**Instructions to follow:**
Copy out the lines that have "page" in them.

---*---

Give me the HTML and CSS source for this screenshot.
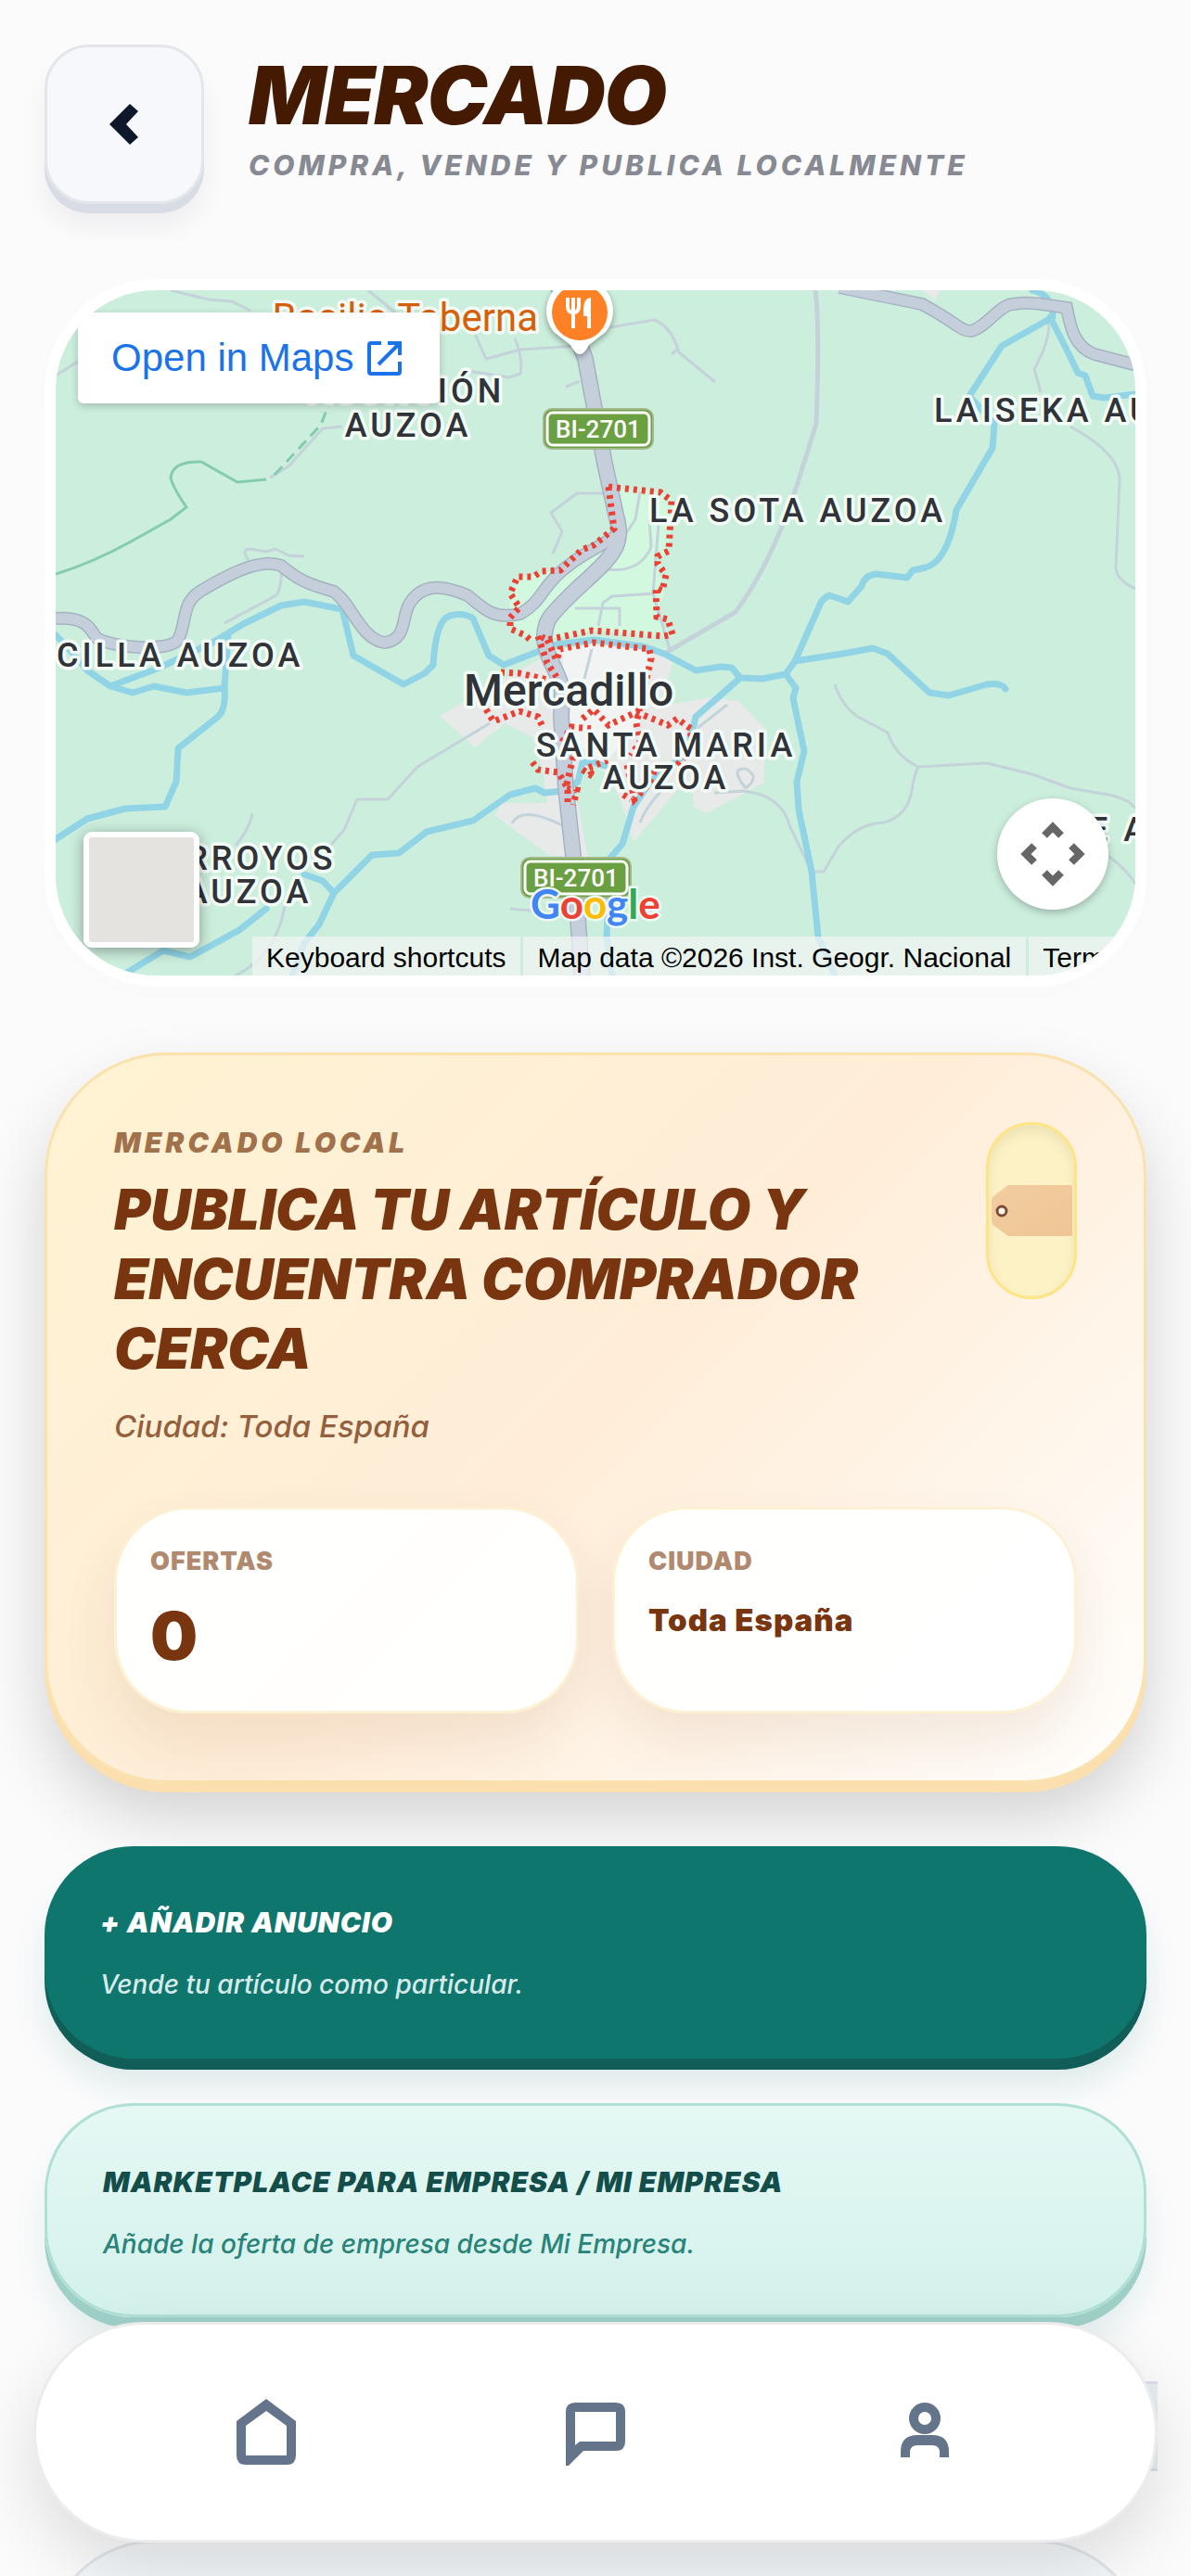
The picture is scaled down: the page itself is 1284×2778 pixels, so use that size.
FILE: index.html
```html
<!DOCTYPE html>
<html lang="es">
<head>
<meta charset="utf-8">
<meta name="viewport" content="width=device-width, initial-scale=1">
<title>Mercado</title>
<link rel="stylesheet" href="styles.css">
</head>
<body>
<div class="page">
  <header class="header">
    <button class="back" type="button" aria-label="Volver">
      <svg width="32" height="46" viewBox="0 0 32 46" aria-hidden="true"><path d="M22 1 31 9 18 23 31 37 22 45 0 23Z"/></svg>
    </button>
    <div class="heading">
      <h1>MERCADO</h1>
      <p>COMPRA, VENDE Y PUBLICA LOCALMENTE</p>
    </div>
  </header>

  <section class="map" aria-label="Mapa">
    <svg class="map-canvas" viewBox="60 313 1164 739" preserveAspectRatio="xMidYMid slice">
      <rect x="0" y="250" width="1400" height="900" fill="#cceedd"/>
      <path fill="#d2f9e0" d="M656 527 712 530 727 540 720 592 708 608 716 640 707 665 725 686 640 680 590 690 570 690 548 668 550 640 562 622 600 615 662 578Z"/>
      <g fill="#e8e9e9">
        <path d="M474 772 530 740 600 700 720 700 726 712 710 762 766 752 796 756 824 784 824 844 762 877 747 870 747 852 730 852 683 908 668 860 640 815 620 850 634 926 592 922 534 880 540 866 590 866 585 830 574 795 545 780 512 806Z"/>
        <path fill="#f2f3f3" d="M606 700 640 695 702 702 698 730 690 780 650 825 620 800 610 760Z"/>
        <path d="M994 313H1013L1008 324Z"/>
      </g>
      <path fill="#cceedd" d="M622 848 640 822 662 850 668 906 634 922Z"/>
      <g class="lane">
        <path d="M184 313 225 323 250 325 270 335M397 313 426 337M512 360 524 387 561 377 622 373M555 365Q564 385 561 403 L549 407 504 400M610 417 625 411"/>
        <path d="M652 532H622L594 553 606 573 596 597M270 607Q258 592 270 592L287 595 297 592 311 599 328 600M303 617Q304 632 298 642 L242 672"/>
        <path d="M369 460 348 462 311 503 291 515M60 405 84 390"/>
        <path d="M658 353 705 345Q724 352 732 380L771 412M732 375 724 382"/>
        <path d="M1131 347Q1131 370 1115 398L1122 423M1154 460Q1209 490 1207 520 L1203 610Q1202 625 1224 635"/>
        <path d="M900 738Q908 762 925 773L957 790Q965 815 990 827L1064 823 1113 835 1154 850 1195 857Q1218 862 1224 872M990 827Q984 840 983 853 978 880 953 887 925 888 904 913L888 940H875L851 890Q843 858 802 853L770 855"/>
        <path d="M528 780 450 827 418 862H385L371 895 356 912M272 877Q270 892 254 912M307 977Q298 1030 254 1052M1195 923Q1215 938 1224 953M550 980 574 982M552 888Q562 868 606 890"/>
        <path d="M690 530 685 560 672 580M700 560 702 590Q690 618 655 614M710 565 704 640 722 700M645 675 650 650 660 643 706 640M620 656H668V675M638 700 630 732M784 760 752 785M804 850Q786 828 804 829 820 838 804 850M716 850Q696 870 690 887"/>
      </g>
      <path class="lane wide" d="M879 313Q884 350 880 457L857 530Q830 610 793 660 L716 705"/>
      <g class="river">
        <path d="M1113 313Q1135 318 1135 342L1080 373 1045 427 1072 457 1070 483 1031 550Q1022 605 998 612L984 615 978 623 945 619Q932 620 929 632 L914 649Q904 645 894 642 886 646 884 652L857 713 847 727 822 732 798 731 789 720 777 719 750 723 716 705 693 697 640 690 600 695 543 717 527 707 510 667Q500 660 485 664 470 668 467 717L458 726 435 738 381 707 369 657 328 649 303 653 262 673 229 693 172 720 119 740"/>
        <path d="M60 685Q75 700 94 723L119 740 143 747 166 740 201 747 242 742M246 687 242 740Q244 765 235 773L192 807 190 843 178 870 135 872 94 883 60 905"/>
        <path d="M857 713 908 705 941 699 957 705 1002 747 1023 750 1064 738Q1080 736 1084 743M847 727 858 742 855 753 867 810 859 843 861 873 875 940 882 1010 900 1052"/>
        <path d="M798 731 773 753 750 773 746 790 738 815 703 840 683 870 671 910 658 925 654 1010 660 1052M652 826 640 822H628L623 843 607 853 587 855 577 850 550 857 527 873 510 885 460 897 430 920 401 922 360 963 344 997 328 1017 315 1052M328 943 348 950 360 963"/>
        <path d="M135 1050 176 1025 205 1032 258 1003 287 980M1132 342 1150 377 1162 402 1170 405 1178 427 1191 429 1224 425"/>
      </g>
      <g>
        <g class="road-edge">
          <path d="M60 667C95 665 98 680 104 688 120 698 180 704 192 690 202 670 195 650 217 637 240 623 262 613 274 610 285 607 295 607 303 610 318 622 325 628 360 638 380 652 388 688 414 693 440 690 432 665 442 650 455 630 475 630 504 642 525 660 535 668 561 662 590 645 580 630 627 600L666 577"/>
          <path d="M905 310 994 328C1030 347 1035 357 1047 357 1065 352 1078 328 1092 328 1110 325 1125 328 1150 332 1154 353 1158 374 1180 382L1230 395"/>
          <path class="main" d="M598 300 631 387 652 500 664 555C674 590 660 600 620 637 590 666 587 670 587 690 590 715 604 725 606 745L605 773 610 850 618 923 628 1060"/>
        </g>
        <g class="road">
          <path d="M60 667C95 665 98 680 104 688 120 698 180 704 192 690 202 670 195 650 217 637 240 623 262 613 274 610 285 607 295 607 303 610 318 622 325 628 360 638 380 652 388 688 414 693 440 690 432 665 442 650 455 630 475 630 504 642 525 660 535 668 561 662 590 645 580 630 627 600L666 577"/>
          <path d="M905 310 994 328C1030 347 1035 357 1047 357 1065 352 1078 328 1092 328 1110 325 1125 328 1150 332 1154 353 1158 374 1180 382L1230 395"/>
          <path class="main" d="M598 300 631 387 652 500 664 555C674 590 660 600 620 637 590 666 587 670 587 690 590 715 604 725 606 745L605 773 610 850 618 923 628 1060"/>
        </g>
      </g>
      <path class="trail" d="M60 619Q100 607 143 583L184 560 201 547Q186 525 184 515 186 497 217 498L256 520 287 517"/>
      <path class="trail" stroke-dasharray="12 7" d="M296 512 346 458 354 437"/>
      <g class="border">
        <path d="M656 525 712 531 724 540 721 594 709 600 709 608 718 620 714 637 707 634 708 665 720 668 725 684 716 686 638 680 590 690 584 687M656 525 662 570 640 588 627 593 604 615 584 616 575 622 558 622 550 640 560 655 550 666 550 678 566 685 574 692"/>
        <path d="M580 686 590 715 600 730M590 690 600 712 604 700 640 693 700 700 702 710 686 780 690 800 680 815M540 725 560 726 590 733M524 765 532 778 560 767 580 773 586 786M606 800 616 784 640 786M574 822 580 830 602 833 612 850 612 868M618 816 610 850 622 852 618 868M628 775 640 765 656 782 686 768 720 782 730 775 745 786 744 810 730 825M628 830 640 838 634 828 655 820M676 825 684 862 700 845 710 820M672 857 680 862"/>
      </g>
      <g class="sign">
        <rect x="586" y="441" width="118" height="43" rx="9"/><rect class="inner" x="590" y="445" width="110" height="35" rx="6"/>
        <text x="599" y="472">BI-2701</text>
        <rect x="562" y="925" width="118" height="43" rx="9"/><rect class="inner" x="566" y="929" width="110" height="35" rx="6"/>
        <text x="575" y="956">BI-2701</text>
      </g>
      <g class="label">
        <text x="439" y="434" text-anchor="middle">ASUNCIÓN</text>
        <text x="440" y="471" text-anchor="middle">AUZOA</text>
        <text x="700" y="563">LA SOTA AUZOA</text>
        <text x="1007" y="455">LAISEKA AUZOA</text>
        <text x="61" y="719">CILLA AUZOA</text>
        <text x="268" y="938" text-anchor="middle">ARROYOS</text>
        <text x="268" y="974" text-anchor="middle">AUZOA</text>
        <text x="1174" y="907">E AUZOA</text>
        <text x="718" y="816" text-anchor="middle">SANTA MARIA</text>
        <text x="718" y="851" text-anchor="middle">AUZOA</text>
        <text class="town" x="500" y="761">Mercadillo</text>
        <text class="place" x="580" y="357" text-anchor="end">Basilio Taberna</text>
      </g>
      <path class="pin" d="M625 382Q620 382 615 372L597 358A36 36 0 1 1 653 358L635 372Q630 382 625 382Z"/>
      <circle cx="625" cy="337" r="30" fill="#ff8126"/>
      <path fill="none" stroke="#fff" stroke-width="4" d="M612 321V330Q612 337 618 337T624 330V321M618 321V354"/>
      <path fill="#fff" d="M637 354H633V341H629V332Q630 321 637 321Z"/>
      <text class="google" x="572" y="991"><tspan fill="#4285f4">G</tspan><tspan fill="#ea4335">o</tspan><tspan fill="#fbbc04">o</tspan><tspan fill="#4285f4">g</tspan><tspan fill="#34a853">l</tspan><tspan fill="#ea4335">e</tspan></text>
    </svg>
    <a class="open-maps" href="#">Open in Maps
      <svg width="37" height="37" viewBox="0 0 37 37" aria-hidden="true"><path d="M15 2H4Q2 2 2 4V33Q2 35 4 35H33Q35 35 35 33V22M22 2H35V15M35 2 12 25"/></svg>
    </a>
    <button class="layer" type="button" aria-label="Capas"></button>
    <button class="pan" type="button" aria-label="Mover el mapa">
      <svg width="72" height="72" viewBox="0 0 72 72" aria-hidden="true"><path d="M27 16 36 7 45 16M27 56 36 65 45 56M16 27 7 36 16 45M56 27 65 36 56 45"/></svg>
    </button>
    <div class="credits"><button type="button">Keyboard shortcuts</button><span>Map data ©2026 Inst. Geogr. Nacional</span><a href="#">Terms</a></div>
  </section>

  <section class="hero">
    <div class="hero-top">
      <div class="hero-text">
        <p class="eyebrow">MERCADO LOCAL</p>
        <h2>PUBLICA TU ARTÍCULO Y ENCUENTRA COMPRADOR CERCA</h2>
        <p class="city">Ciudad: Toda España</p>
      </div>
      <div class="pill">
        <svg width="88" height="56" viewBox="0 0 88 56" aria-hidden="true">
          <defs><linearGradient id="tag" x1="0" y1="0" x2="1" y2="1"><stop offset="0" stop-color="#f2cda1"/><stop offset="1" stop-color="#efc593"/></linearGradient></defs>
          <path fill="url(#tag)" d="M19 0H86Q88 0 88 2V53Q88 55 86 55H19L4 44Q1 42 1 38V17Q1 14 4 11Z"/>
          <circle cx="12" cy="28" r="5" fill="#fff3e2" stroke="#7b4c3a" stroke-width="3"/>
        </svg>
      </div>
    </div>
    <dl class="stats">
      <div><dt>OFERTAS</dt><dd class="big">0</dd></div>
      <div><dt>CIUDAD</dt><dd>Toda España</dd></div>
    </dl>
  </section>

  <div class="actions">
    <button class="action primary" type="button"><strong>+ AÑADIR ANUNCIO</strong><span>Vende tu artículo como particular.</span></button>
    <button class="action soft" type="button"><strong>MARKETPLACE PARA EMPRESA / MI EMPRESA</strong><span>Añade la oferta de empresa desde Mi Empresa.</span></button>
  </div>

  <div class="filters"><div class="filter"></div></div>
  <section class="results"></section>
</div>

<nav class="tabs" aria-label="Principal">
  <a href="#" aria-label="Inicio"><svg width="72" height="72" viewBox="0 0 72 72"><path d="M36 0 68 24V61Q68 71 58 71H14Q4 71 4 61V24ZM36 13 14 29V61H58V29Z"/></svg></a>
  <a href="#" aria-label="Mensajes"><svg width="72" height="72" viewBox="0 0 72 72"><path d="M14 4H58Q68 4 68 14V46Q68 56 58 56H23L7 72H4V14Q4 4 14 4ZM14 14V50L19 46H58V14Z"/></svg></a>
  <a href="#" aria-label="Perfil"><svg width="72" height="72" viewBox="0 0 72 72"><path d="M36 4A17 17 0 1 0 36 38 17 17 0 0 0 36 4ZM36 14A7 7 0 1 1 36 28 7 7 0 0 1 36 14ZM10 63V57Q10 39 28 39H44Q62 39 62 57V63H52V58Q52 50 44 50H28Q20 50 20 58V63Z"/></svg></a>
</nav>
</body>
</html>
```
FILE: styles.css
```css
* { box-sizing: border-box; margin: 0; padding: 0; }

body {
  background: #fbfbfc;
  color: #78350f;
  font-family: Inter, "Liberation Sans", sans-serif;
}

button { border: 0; background: none; font: inherit; color: inherit; text-align: left; }
a { color: inherit; text-decoration: none; }

.page {
  height: 100vh;
  overflow: hidden;
  padding: 48px 48px 0;
}

/* Header */
.header { display: flex; gap: 48px; align-items: flex-start; margin-bottom: 81px; }
.back {
  display: grid;
  place-items: center;
  flex: none;
  width: 172px;
  height: 172px;
  border: 3px solid #e3e6ea;
  border-radius: 48px;
  background: #f6f8fc;
  box-shadow: 0 10px 0 #d8dce4, 0 24px 30px rgba(15, 23, 42, .06);
}
.back svg { fill: #0f172a; }
.heading { padding-top: 10px; font-style: italic; }
h1 { font-size: 87px; line-height: 90px; font-weight: 900; letter-spacing: -1px; color: #451a03; }
.heading p { margin-top: 8px; font-size: 30px; line-height: 45px; font-weight: 800; letter-spacing: 4px; color: #878a92; }

/* Map */
.map {
  position: relative;
  height: 763px;
  margin-bottom: 71px;
  border: 12px solid #fff;
  border-radius: 120px;
  overflow: hidden;
  box-shadow: 0 6px 30px rgba(15, 23, 42, .01);
}
.map-canvas { display: block; width: 100%; height: 100%; }
.lane { fill: none; stroke: #c3d3d9; stroke-width: 3; stroke-linejoin: round; }
.lane.wide { stroke-width: 5; }
.river { fill: none; stroke: #90d4e6; stroke-width: 7; stroke-linejoin: round; stroke-linecap: round; }
.road-edge { fill: none; stroke: #a5b3c1; stroke-width: 14; }
.road-edge .main { stroke-width: 18; }
.road { fill: none; stroke: #c5cfdc; stroke-width: 11; }
.road .main { stroke-width: 15; }
.trail { fill: none; stroke: #84ccae; stroke-width: 3; }
.border { fill: none; stroke: #e94235; stroke-width: 7; stroke-dasharray: 4 5; }
.sign { fill: #6ba042; stroke: #a3b98b; stroke-width: 2; }
.sign .inner { stroke: #fff; stroke-width: 3; }
.sign text { fill: #fff; stroke: none; font: 500 26px Roboto, sans-serif; }
.label {
  fill: #303438;
  stroke: #f3fbf7;
  stroke-width: 7;
  stroke-linejoin: round;
  paint-order: stroke;
  font: 500 36px Roboto, sans-serif;
  letter-spacing: 4px;
}
.label .town { font-size: 48px; letter-spacing: 0; }
.label .place { fill: #d56009; font-size: 42px; font-weight: 400; letter-spacing: 0; }
.pin { fill: #fff; filter: drop-shadow(0 3px 3px rgba(0, 0, 0, .35)); }
.google {
  font: 700 44px Lato, sans-serif;
  stroke: #eef8f4;
  stroke-width: 5;
  paint-order: stroke;
}
.open-maps {
  position: absolute;
  left: 24px;
  top: 24px;
  display: flex;
  align-items: center;
  gap: 15px;
  height: 98px;
  padding: 0 41px 0 36px;
  border-radius: 6px;
  background: #fff;
  color: #1a73e8;
  font: 42px "Liberation Sans", Arial, sans-serif;
  box-shadow: 0 3px 9px rgba(0, 0, 0, .2);
}
.open-maps svg { fill: none; stroke: currentColor; stroke-width: 4; }
.layer {
  position: absolute;
  left: 30px;
  bottom: 30px;
  width: 125px;
  height: 125px;
  border: 6px solid #fff;
  border-radius: 9px;
  background: #e4e3df;
  box-shadow: 0 3px 15px rgba(0, 0, 0, .35);
}
.pan {
  position: absolute;
  right: 29px;
  bottom: 71px;
  display: grid;
  place-items: center;
  width: 120px;
  height: 120px;
  border-radius: 50%;
  background: #fff;
  box-shadow: 0 3px 9px rgba(0, 0, 0, .25);
}
.pan svg { fill: none; stroke: #666; stroke-width: 8; }
.credits {
  position: absolute;
  left: 212px;
  right: 0;
  bottom: 0;
  display: flex;
  gap: 3px;
  height: 42px;
  overflow: hidden;
  color: #000;
  font: 30px/45px "Liberation Sans", Arial, sans-serif;
  white-space: nowrap;
}
.credits > * { flex: none; padding: 0 16px 0 15px; background: rgba(245, 245, 245, .7); }

/* Hero */
.hero {
  padding: 72px;
  border: 3px solid #fbe1ab;
  border-radius: 132px;
  background: linear-gradient(135deg, #fef3d2 0%, #ffedd8 50%, #fffefc 100%);
  box-shadow: 0 10px 0 #fbdfae, 0 36px 70px rgba(0, 0, 0, .17);
}
.hero-top { display: flex; justify-content: space-between; gap: 48px; }
.hero-text { max-width: 860px; font-style: italic; }
.eyebrow { font-size: 30px; line-height: 45px; font-weight: 900; letter-spacing: 4px; color: #a0714b; }
h2 { margin-top: 12px; font-size: 60px; line-height: 75px; font-weight: 900; }
.city { margin-top: 19px; font-size: 33px; line-height: 54px; font-weight: 500; color: #935f3c; }
.pill {
  display: grid;
  place-items: center;
  flex: none;
  width: 98px;
  height: 191px;
  border: 3px solid #fde485;
  border-radius: 49px;
  background: #fcf2c5;
  box-shadow: inset 0 6px 12px rgba(120, 110, 50, .12);
}
.stats { display: grid; grid-template-columns: 1fr 1fr; gap: 36px; margin-top: 60px; }
.stats > div {
  padding: 36px 36px 33px;
  border: 3px solid #fdf1d4;
  border-radius: 80px;
  background: rgba(255, 255, 255, .95);
  box-shadow: 0 30px 60px rgba(120, 53, 15, .09);
}
dt { font-size: 27px; line-height: 40px; font-weight: 900; letter-spacing: 1px; color: #b0896f; }
dd { margin-top: 12px; font-size: 33px; line-height: 63px; font-weight: 900; letter-spacing: 1px; }
dd.big { font-size: 72px; line-height: 96px; }

/* Actions */
.actions { display: grid; gap: 48px; margin-top: 68px; }
.action {
  display: grid;
  justify-items: start;
  gap: 24px;
  padding: 60px;
  border-radius: 96px;
  font-style: italic;
}
.action strong { font-size: 30px; line-height: 45px; font-weight: 900; letter-spacing: 1px; }
.action span { font-size: 28px; line-height: 40px; font-weight: 500; }
.primary {
  background: #0f766e;
  color: #fff;
  box-shadow: 0 12px 0 #115e59, 0 30px 36px rgba(15, 118, 110, .12);
}
.primary span { color: #d6ebe9; }
.soft {
  padding-bottom: 56px;
  border: 3px solid #afdfd5;
  background: linear-gradient(#e5f8f4, #d4f1eb);
  color: #134e4a;
  box-shadow: 0 12px 0 #9fd0c8, 0 30px 36px rgba(15, 118, 110, .1);
}
.soft span { color: #298379; }

.filters { margin: 69px -12px 0 0; }
.filter { height: 97px; border: solid #d9e0e6; border-width: 3px 0; background: #e9eef3; margin-left: 60%; }
.results { height: 300px; margin-top: 74px; border: 3px solid #e1e5e9; border-radius: 120px; background: #f4f7f9; }

/* Bottom tabs */
.tabs {
  position: fixed;
  left: 36px;
  right: 36px;
  bottom: 36px;
  display: grid;
  grid-template-columns: repeat(3, 1fr);
  height: 238px;
  padding: 0 70px;
  border: 3px solid #ececed;
  border-radius: 119px;
  background: #fff;
  box-shadow: 0 30px 72px rgba(0, 0, 0, .12);
}
.tabs a { display: grid; place-items: center; }
.tabs svg { fill: #64748b; fill-rule: evenodd; }
```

---*---

**Result of this exercise:**
The picture is scaled down: the page itself is 1284×2778 pixels, so use that size.
<div class="page">
.page {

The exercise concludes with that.